Layer 1

What is Hyperliquid?

Hyperliquid is a high-performance Layer 1 blockchain built for trading. It combines a native orderbook exchange with sub-second finality, creating infrastructure optimized for perpetuals, spot markets, and emerging DeFi applications.

How it works

Hyperliquid runs its own consensus mechanism designed for trading latency requirements. Transactions finalize in under a second, enabling responsive orderbook operations that rival centralized exchanges.

The chain launched with a native perpetual futures exchange as its primary application. This exchange uses an orderbook model rather than AMMs, providing familiar trading mechanics for professional traders.

Hyperliquid has expanded beyond perpetuals to include spot markets and is developing a broader DeFi ecosystem. Protocols like HypurrFi bring lending functionality to the chain.

Native orderbook

Unlike AMM-based DEXs, Hyperliquid uses a central limit orderbook. Makers post limit orders, takers match against them. This model enables tighter spreads and better price discovery for liquid markets.

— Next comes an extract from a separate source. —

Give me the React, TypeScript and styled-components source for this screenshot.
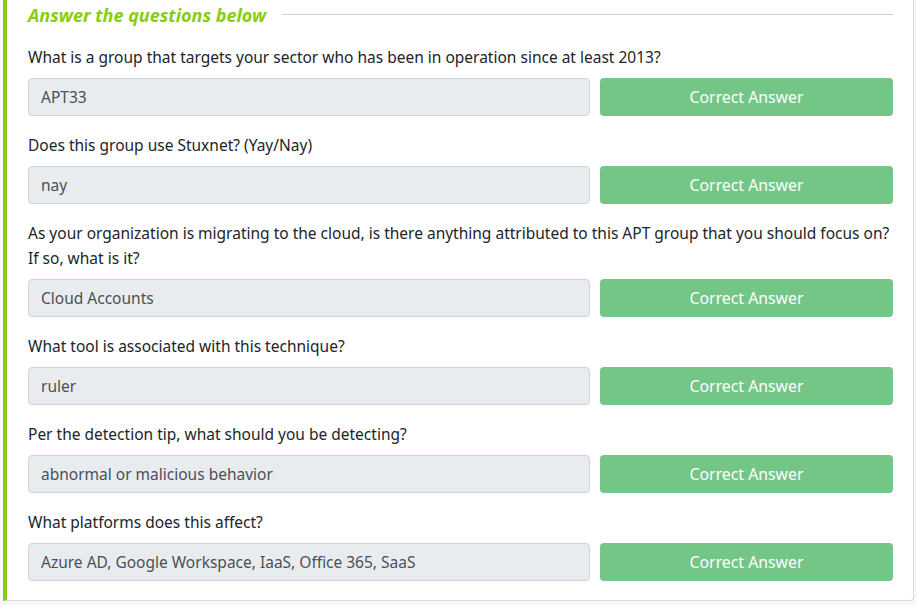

The orderbook is fully onchain, providing transparency and auditability. Every order, fill, and cancellation is recorded on the blockchain.

Performance focus

Hyperliquid prioritizes throughput and latency over decentralization maximalism. It uses a smaller validator set to achieve the speed needed for competitive trading applications.

Ecosystem growth

Hyperliquid's DeFi ecosystem is expanding. Lending protocols, vaults, and other applications are building on the chain, attracted by its performance characteristics and trading-native user base.

The chain's success with perpetuals has created a foundation of liquidity and users. New protocols can tap into this existing ecosystem rather than bootstrapping from zero.

Risks to understand

Chain risk is relevant because Hyperliquid is a newer L1 with less battle-testing than Ethereum or other established chains. Consensus issues could affect all applications on the network.

Centralization tradeoffs exist due to the smaller validator set. This enables speed but concentrates block production among fewer parties.

Bridge risk affects assets bridged to Hyperliquid. Issues with bridge infrastructure could affect cross-chain asset transfers.